2  In Hawaiian, “inside” often means eastward, “outside” westward. Perhaps this line means that Kahiki is east of the sunrise, where the sky meets the sea.
3  Mr. Lyons translates this line—“In that land the sun hangs low in the sky.” Judge Fornander rendered it thus:—“Indistinct is the sun and the land when approaching.” The word Aloalo, as Fornander remarks, means to dodge, to elude. Probably this line means that the mysterious island of Kahiki receded before the mariner like the Fata Morgana, or the mirage of the desert. Such is the tradition about the “hidden land of Kane” (aina huna a Kane), a fairy island, to which the souls of good chiefs went after death.
4  The word Pahaohao often means unreal, unsubstantial, and here may refer to the ghostly voices of akuas or spirits, although the expression has generally been taken to mean “a strange language.” Hoopahaohao is the term used for “transfiguration.”

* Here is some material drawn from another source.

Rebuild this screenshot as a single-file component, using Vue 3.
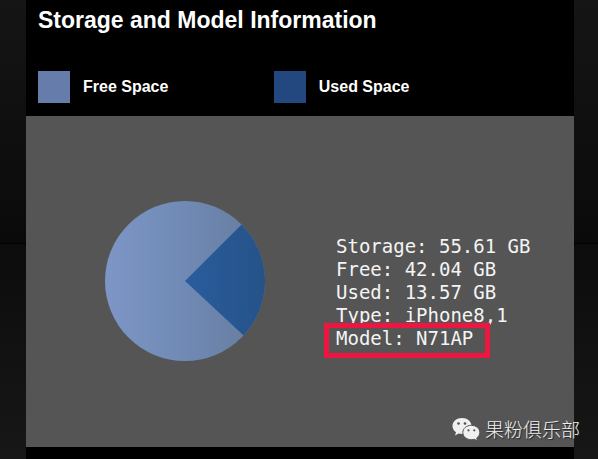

5  The word Akua meant any supernatural being.
6  Fornander renders this obscure line as follows:—“Wandering about, and the only man that got there.”
7  Kukahi and Kulua are the names of the third and fourth nights of the lunar month
8  These lines refer to the short rations on the voyage to Kahiki.
9  Fornander renders these lines as follows:—
“Listen, bird of victory!
Hush, with whom is the victory?
With Ku indeed.”
This rendering appears to be literal, but the change of the subject is very abrupt. This may be explained by the supposition that a bird of good omen hovered over the host of Kualii while the bard was chanting this stanza.